* _WHAT THE TASK REQUIRES_:
Pictures stay out of the copy; restate everything else in the material exactly.
───── DATA
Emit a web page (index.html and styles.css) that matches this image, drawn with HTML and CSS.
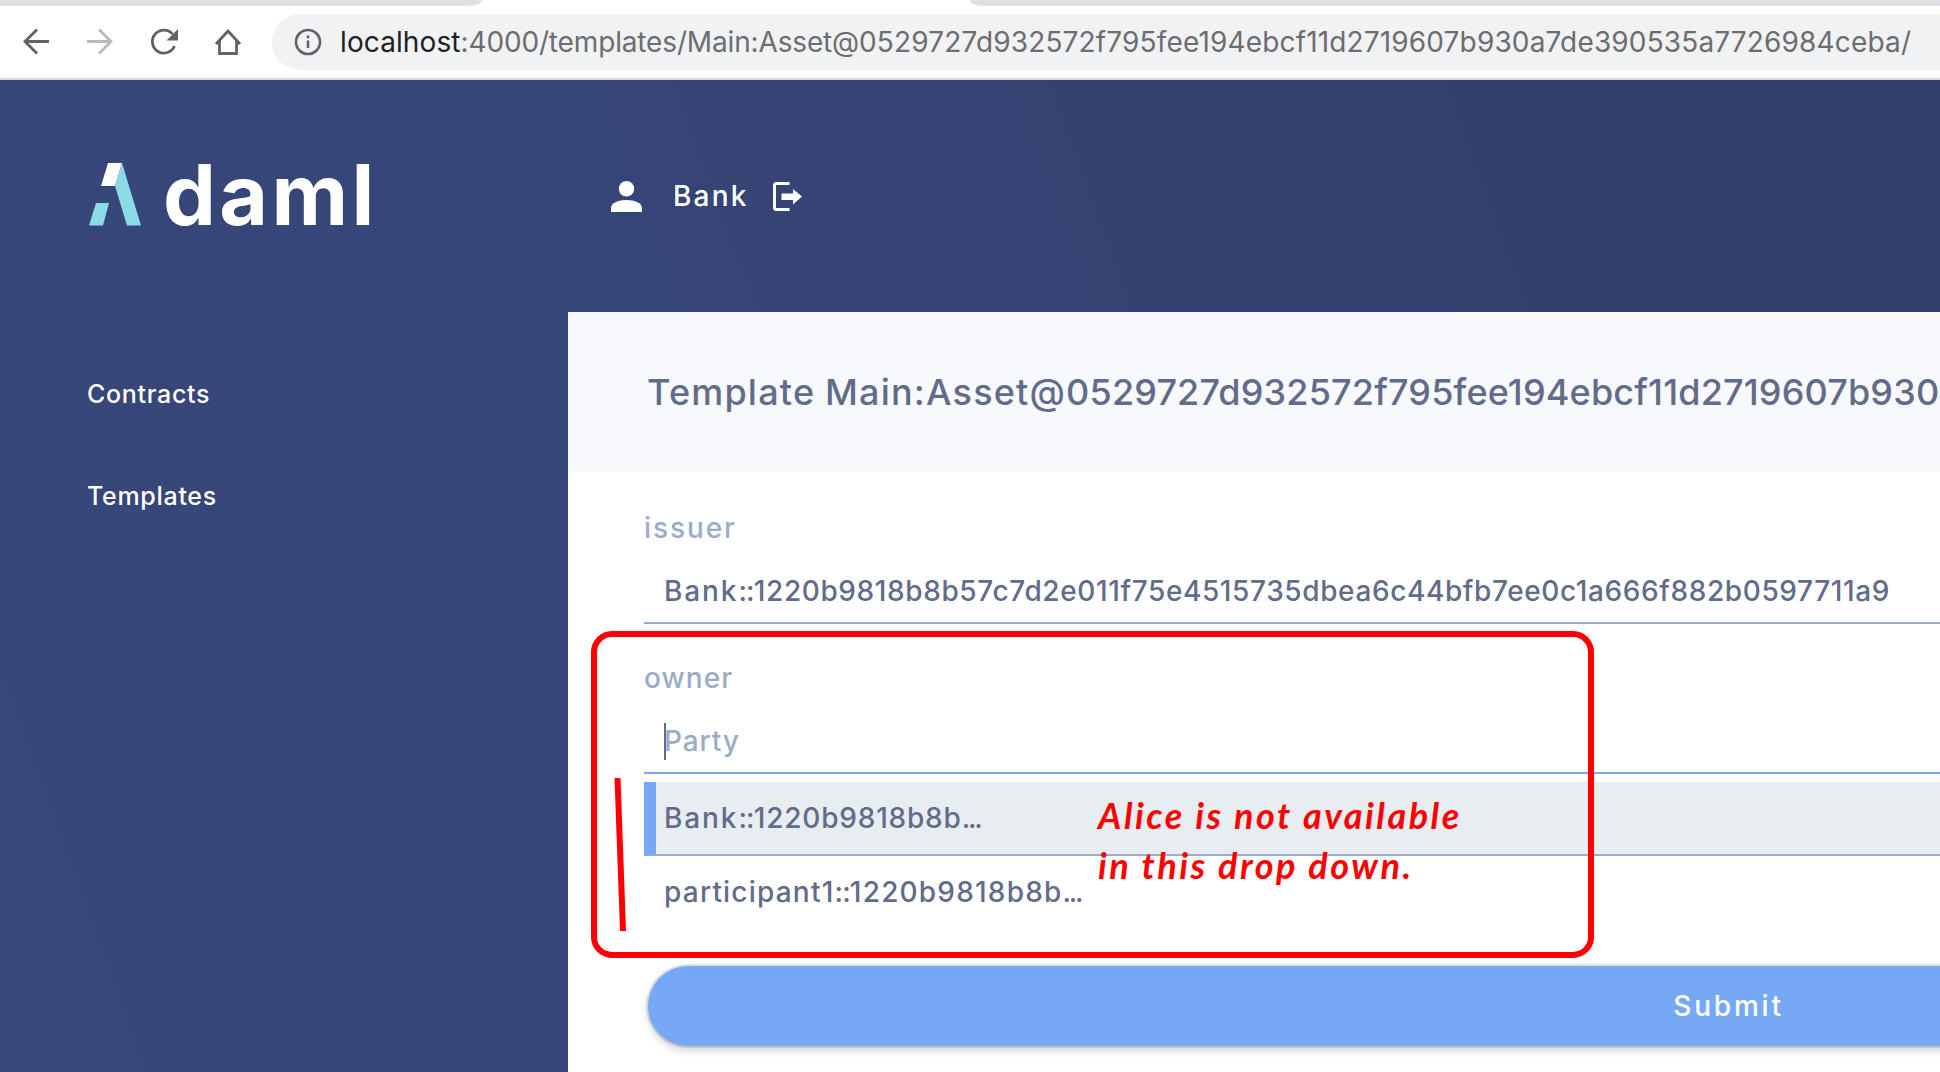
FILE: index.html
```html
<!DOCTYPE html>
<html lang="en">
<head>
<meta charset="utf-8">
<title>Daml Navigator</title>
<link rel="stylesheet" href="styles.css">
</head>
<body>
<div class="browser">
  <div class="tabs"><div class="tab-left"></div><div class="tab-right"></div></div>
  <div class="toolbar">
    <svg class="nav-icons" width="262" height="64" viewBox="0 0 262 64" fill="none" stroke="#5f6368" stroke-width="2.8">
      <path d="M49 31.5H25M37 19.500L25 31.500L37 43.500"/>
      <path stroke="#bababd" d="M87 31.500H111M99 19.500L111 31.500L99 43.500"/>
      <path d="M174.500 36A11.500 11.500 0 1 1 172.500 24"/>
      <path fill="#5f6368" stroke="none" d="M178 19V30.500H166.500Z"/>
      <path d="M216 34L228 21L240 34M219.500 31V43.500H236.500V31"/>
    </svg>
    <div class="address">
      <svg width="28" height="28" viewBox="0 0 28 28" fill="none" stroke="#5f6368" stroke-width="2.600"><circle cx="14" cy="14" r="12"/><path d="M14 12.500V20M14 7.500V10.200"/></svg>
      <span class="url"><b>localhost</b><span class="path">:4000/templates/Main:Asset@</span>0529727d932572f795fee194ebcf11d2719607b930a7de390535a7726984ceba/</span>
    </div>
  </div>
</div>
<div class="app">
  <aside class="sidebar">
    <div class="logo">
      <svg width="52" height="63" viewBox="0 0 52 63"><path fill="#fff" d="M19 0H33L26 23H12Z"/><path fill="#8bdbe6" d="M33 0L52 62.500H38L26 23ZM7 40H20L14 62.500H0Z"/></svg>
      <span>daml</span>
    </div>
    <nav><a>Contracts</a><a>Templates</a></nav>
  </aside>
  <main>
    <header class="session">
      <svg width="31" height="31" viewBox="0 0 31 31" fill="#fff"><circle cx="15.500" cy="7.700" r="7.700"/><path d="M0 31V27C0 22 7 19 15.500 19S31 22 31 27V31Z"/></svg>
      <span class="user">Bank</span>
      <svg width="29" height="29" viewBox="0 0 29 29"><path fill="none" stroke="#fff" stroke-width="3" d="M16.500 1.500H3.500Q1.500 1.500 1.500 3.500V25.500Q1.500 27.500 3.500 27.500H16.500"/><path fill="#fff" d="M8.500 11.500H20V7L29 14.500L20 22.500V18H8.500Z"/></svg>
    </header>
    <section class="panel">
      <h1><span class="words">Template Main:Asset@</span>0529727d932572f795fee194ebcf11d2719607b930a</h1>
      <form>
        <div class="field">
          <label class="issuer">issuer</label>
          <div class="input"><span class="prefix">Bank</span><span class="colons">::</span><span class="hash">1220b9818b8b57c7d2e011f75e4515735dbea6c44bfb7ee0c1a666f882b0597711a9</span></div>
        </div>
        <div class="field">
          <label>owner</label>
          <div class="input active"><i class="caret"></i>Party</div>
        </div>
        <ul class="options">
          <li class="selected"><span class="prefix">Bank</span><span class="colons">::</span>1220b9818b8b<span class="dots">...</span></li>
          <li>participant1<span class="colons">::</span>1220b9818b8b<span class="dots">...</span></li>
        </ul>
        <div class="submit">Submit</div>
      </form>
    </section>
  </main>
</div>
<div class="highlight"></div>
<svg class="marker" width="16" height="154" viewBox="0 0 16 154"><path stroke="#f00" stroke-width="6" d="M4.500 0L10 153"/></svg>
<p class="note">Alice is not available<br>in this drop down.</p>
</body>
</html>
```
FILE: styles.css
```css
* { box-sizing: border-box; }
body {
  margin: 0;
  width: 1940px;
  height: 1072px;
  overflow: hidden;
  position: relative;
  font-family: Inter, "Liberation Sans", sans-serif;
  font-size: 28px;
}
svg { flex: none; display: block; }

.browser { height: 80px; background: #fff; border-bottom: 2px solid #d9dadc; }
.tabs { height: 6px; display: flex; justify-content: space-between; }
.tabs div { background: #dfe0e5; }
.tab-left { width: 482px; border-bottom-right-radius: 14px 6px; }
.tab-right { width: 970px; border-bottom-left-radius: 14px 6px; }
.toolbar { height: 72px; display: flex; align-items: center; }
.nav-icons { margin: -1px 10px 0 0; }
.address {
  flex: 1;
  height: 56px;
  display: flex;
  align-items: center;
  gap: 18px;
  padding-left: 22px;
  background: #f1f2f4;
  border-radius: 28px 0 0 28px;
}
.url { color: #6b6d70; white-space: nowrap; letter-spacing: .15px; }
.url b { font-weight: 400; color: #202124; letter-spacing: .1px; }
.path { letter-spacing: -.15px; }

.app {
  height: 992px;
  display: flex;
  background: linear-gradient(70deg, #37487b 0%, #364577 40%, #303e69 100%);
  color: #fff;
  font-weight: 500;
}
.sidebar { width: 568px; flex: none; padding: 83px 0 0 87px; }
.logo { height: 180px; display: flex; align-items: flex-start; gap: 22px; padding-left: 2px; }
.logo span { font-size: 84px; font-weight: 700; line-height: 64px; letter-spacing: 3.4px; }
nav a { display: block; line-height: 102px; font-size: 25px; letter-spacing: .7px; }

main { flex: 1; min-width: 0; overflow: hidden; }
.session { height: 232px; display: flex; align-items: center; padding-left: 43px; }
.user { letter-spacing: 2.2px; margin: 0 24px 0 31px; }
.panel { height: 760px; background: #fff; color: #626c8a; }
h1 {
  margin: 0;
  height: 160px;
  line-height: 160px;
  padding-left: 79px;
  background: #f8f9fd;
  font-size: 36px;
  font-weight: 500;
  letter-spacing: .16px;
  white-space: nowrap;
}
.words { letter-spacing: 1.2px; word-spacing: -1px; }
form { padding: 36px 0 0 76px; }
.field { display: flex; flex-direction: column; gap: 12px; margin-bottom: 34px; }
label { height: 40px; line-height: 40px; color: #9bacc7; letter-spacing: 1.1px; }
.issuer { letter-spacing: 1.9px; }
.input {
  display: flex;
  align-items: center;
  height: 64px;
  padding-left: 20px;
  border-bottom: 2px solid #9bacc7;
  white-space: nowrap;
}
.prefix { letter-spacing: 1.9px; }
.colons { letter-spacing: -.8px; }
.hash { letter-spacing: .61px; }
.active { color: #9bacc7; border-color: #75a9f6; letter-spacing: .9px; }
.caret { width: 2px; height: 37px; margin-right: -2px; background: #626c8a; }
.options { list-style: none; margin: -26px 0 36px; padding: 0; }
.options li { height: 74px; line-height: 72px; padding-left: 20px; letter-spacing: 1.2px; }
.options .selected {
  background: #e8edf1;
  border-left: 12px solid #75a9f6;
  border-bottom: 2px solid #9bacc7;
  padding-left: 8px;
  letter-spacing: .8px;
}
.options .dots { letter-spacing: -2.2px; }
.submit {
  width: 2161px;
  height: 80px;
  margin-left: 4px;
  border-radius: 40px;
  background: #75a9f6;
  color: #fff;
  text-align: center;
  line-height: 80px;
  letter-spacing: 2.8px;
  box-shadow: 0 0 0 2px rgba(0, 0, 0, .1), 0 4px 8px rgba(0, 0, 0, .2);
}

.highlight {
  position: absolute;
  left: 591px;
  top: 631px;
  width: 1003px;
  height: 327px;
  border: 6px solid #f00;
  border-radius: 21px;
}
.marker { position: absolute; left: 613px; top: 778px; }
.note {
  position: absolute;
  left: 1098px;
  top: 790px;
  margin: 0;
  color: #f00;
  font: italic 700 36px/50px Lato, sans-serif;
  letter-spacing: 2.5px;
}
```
──────────
* _COMPLETE ANSWER_:
Emit a web page (index.html and styles.css) that matches this image, drawn with HTML and CSS.
FILE: index.html
```html
<!DOCTYPE html>
<html lang="en">
<head>
<meta charset="utf-8">
<title>Daml Navigator</title>
<link rel="stylesheet" href="styles.css">
</head>
<body>
<div class="browser">
  <div class="tabs"><div class="tab-left"></div><div class="tab-right"></div></div>
  <div class="toolbar">
    <svg class="nav-icons" width="262" height="64" viewBox="0 0 262 64" fill="none" stroke="#5f6368" stroke-width="2.8">
      <path d="M49 31.5H25M37 19.500L25 31.500L37 43.500"/>
      <path stroke="#bababd" d="M87 31.500H111M99 19.500L111 31.500L99 43.500"/>
      <path d="M174.500 36A11.500 11.500 0 1 1 172.500 24"/>
      <path fill="#5f6368" stroke="none" d="M178 19V30.500H166.500Z"/>
      <path d="M216 34L228 21L240 34M219.500 31V43.500H236.500V31"/>
    </svg>
    <div class="address">
      <svg width="28" height="28" viewBox="0 0 28 28" fill="none" stroke="#5f6368" stroke-width="2.600"><circle cx="14" cy="14" r="12"/><path d="M14 12.500V20M14 7.500V10.200"/></svg>
      <span class="url"><b>localhost</b><span class="path">:4000/templates/Main:Asset@</span>0529727d932572f795fee194ebcf11d2719607b930a7de390535a7726984ceba/</span>
    </div>
  </div>
</div>
<div class="app">
  <aside class="sidebar">
    <div class="logo">
      <svg width="52" height="63" viewBox="0 0 52 63"><path fill="#fff" d="M19 0H33L26 23H12Z"/><path fill="#8bdbe6" d="M33 0L52 62.500H38L26 23ZM7 40H20L14 62.500H0Z"/></svg>
      <span>daml</span>
    </div>
    <nav><a>Contracts</a><a>Templates</a></nav>
  </aside>
  <main>
    <header class="session">
      <svg width="31" height="31" viewBox="0 0 31 31" fill="#fff"><circle cx="15.500" cy="7.700" r="7.700"/><path d="M0 31V27C0 22 7 19 15.500 19S31 22 31 27V31Z"/></svg>
      <span class="user">Bank</span>
      <svg width="29" height="29" viewBox="0 0 29 29"><path fill="none" stroke="#fff" stroke-width="3" d="M16.500 1.500H3.500Q1.500 1.500 1.500 3.500V25.500Q1.500 27.500 3.500 27.500H16.500"/><path fill="#fff" d="M8.500 11.500H20V7L29 14.500L20 22.500V18H8.500Z"/></svg>
    </header>
    <section class="panel">
      <h1><span class="words">Template Main:Asset@</span>0529727d932572f795fee194ebcf11d2719607b930a</h1>
      <form>
        <div class="field">
          <label class="issuer">issuer</label>
          <div class="input"><span class="prefix">Bank</span><span class="colons">::</span><span class="hash">1220b9818b8b57c7d2e011f75e4515735dbea6c44bfb7ee0c1a666f882b0597711a9</span></div>
        </div>
        <div class="field">
          <label>owner</label>
          <div class="input active"><i class="caret"></i>Party</div>
        </div>
        <ul class="options">
          <li class="selected"><span class="prefix">Bank</span><span class="colons">::</span>1220b9818b8b<span class="dots">...</span></li>
          <li>participant1<span class="colons">::</span>1220b9818b8b<span class="dots">...</span></li>
        </ul>
        <div class="submit">Submit</div>
      </form>
    </section>
  </main>
</div>
<div class="highlight"></div>
<svg class="marker" width="16" height="154" viewBox="0 0 16 154"><path stroke="#f00" stroke-width="6" d="M4.500 0L10 153"/></svg>
<p class="note">Alice is not available<br>in this drop down.</p>
</body>
</html>
```
FILE: styles.css
```css
* { box-sizing: border-box; }
body {
  margin: 0;
  width: 1940px;
  height: 1072px;
  overflow: hidden;
  position: relative;
  font-family: Inter, "Liberation Sans", sans-serif;
  font-size: 28px;
}
svg { flex: none; display: block; }

.browser { height: 80px; background: #fff; border-bottom: 2px solid #d9dadc; }
.tabs { height: 6px; display: flex; justify-content: space-between; }
.tabs div { background: #dfe0e5; }
.tab-left { width: 482px; border-bottom-right-radius: 14px 6px; }
.tab-right { width: 970px; border-bottom-left-radius: 14px 6px; }
.toolbar { height: 72px; display: flex; align-items: center; }
.nav-icons { margin: -1px 10px 0 0; }
.address {
  flex: 1;
  height: 56px;
  display: flex;
  align-items: center;
  gap: 18px;
  padding-left: 22px;
  background: #f1f2f4;
  border-radius: 28px 0 0 28px;
}
.url { color: #6b6d70; white-space: nowrap; letter-spacing: .15px; }
.url b { font-weight: 400; color: #202124; letter-spacing: .1px; }
.path { letter-spacing: -.15px; }

.app {
  height: 992px;
  display: flex;
  background: linear-gradient(70deg, #37487b 0%, #364577 40%, #303e69 100%);
  color: #fff;
  font-weight: 500;
}
.sidebar { width: 568px; flex: none; padding: 83px 0 0 87px; }
.logo { height: 180px; display: flex; align-items: flex-start; gap: 22px; padding-left: 2px; }
.logo span { font-size: 84px; font-weight: 700; line-height: 64px; letter-spacing: 3.4px; }
nav a { display: block; line-height: 102px; font-size: 25px; letter-spacing: .7px; }

main { flex: 1; min-width: 0; overflow: hidden; }
.session { height: 232px; display: flex; align-items: center; padding-left: 43px; }
.user { letter-spacing: 2.2px; margin: 0 24px 0 31px; }
.panel { height: 760px; background: #fff; color: #626c8a; }
h1 {
  margin: 0;
  height: 160px;
  line-height: 160px;
  padding-left: 79px;
  background: #f8f9fd;
  font-size: 36px;
  font-weight: 500;
  letter-spacing: .16px;
  white-space: nowrap;
}
.words { letter-spacing: 1.2px; word-spacing: -1px; }
form { padding: 36px 0 0 76px; }
.field { display: flex; flex-direction: column; gap: 12px; margin-bottom: 34px; }
label { height: 40px; line-height: 40px; color: #9bacc7; letter-spacing: 1.1px; }
.issuer { letter-spacing: 1.9px; }
.input {
  display: flex;
  align-items: center;
  height: 64px;
  padding-left: 20px;
  border-bottom: 2px solid #9bacc7;
  white-space: nowrap;
}
.prefix { letter-spacing: 1.9px; }
.colons { letter-spacing: -.8px; }
.hash { letter-spacing: .61px; }
.active { color: #9bacc7; border-color: #75a9f6; letter-spacing: .9px; }
.caret { width: 2px; height: 37px; margin-right: -2px; background: #626c8a; }
.options { list-style: none; margin: -26px 0 36px; padding: 0; }
.options li { height: 74px; line-height: 72px; padding-left: 20px; letter-spacing: 1.2px; }
.options .selected {
  background: #e8edf1;
  border-left: 12px solid #75a9f6;
  border-bottom: 2px solid #9bacc7;
  padding-left: 8px;
  letter-spacing: .8px;
}
.options .dots { letter-spacing: -2.2px; }
.submit {
  width: 2161px;
  height: 80px;
  margin-left: 4px;
  border-radius: 40px;
  background: #75a9f6;
  color: #fff;
  text-align: center;
  line-height: 80px;
  letter-spacing: 2.8px;
  box-shadow: 0 0 0 2px rgba(0, 0, 0, .1), 0 4px 8px rgba(0, 0, 0, .2);
}

.highlight {
  position: absolute;
  left: 591px;
  top: 631px;
  width: 1003px;
  height: 327px;
  border: 6px solid #f00;
  border-radius: 21px;
}
.marker { position: absolute; left: 613px; top: 778px; }
.note {
  position: absolute;
  left: 1098px;
  top: 790px;
  margin: 0;
  color: #f00;
  font: italic 700 36px/50px Lato, sans-serif;
  letter-spacing: 2.5px;
}
```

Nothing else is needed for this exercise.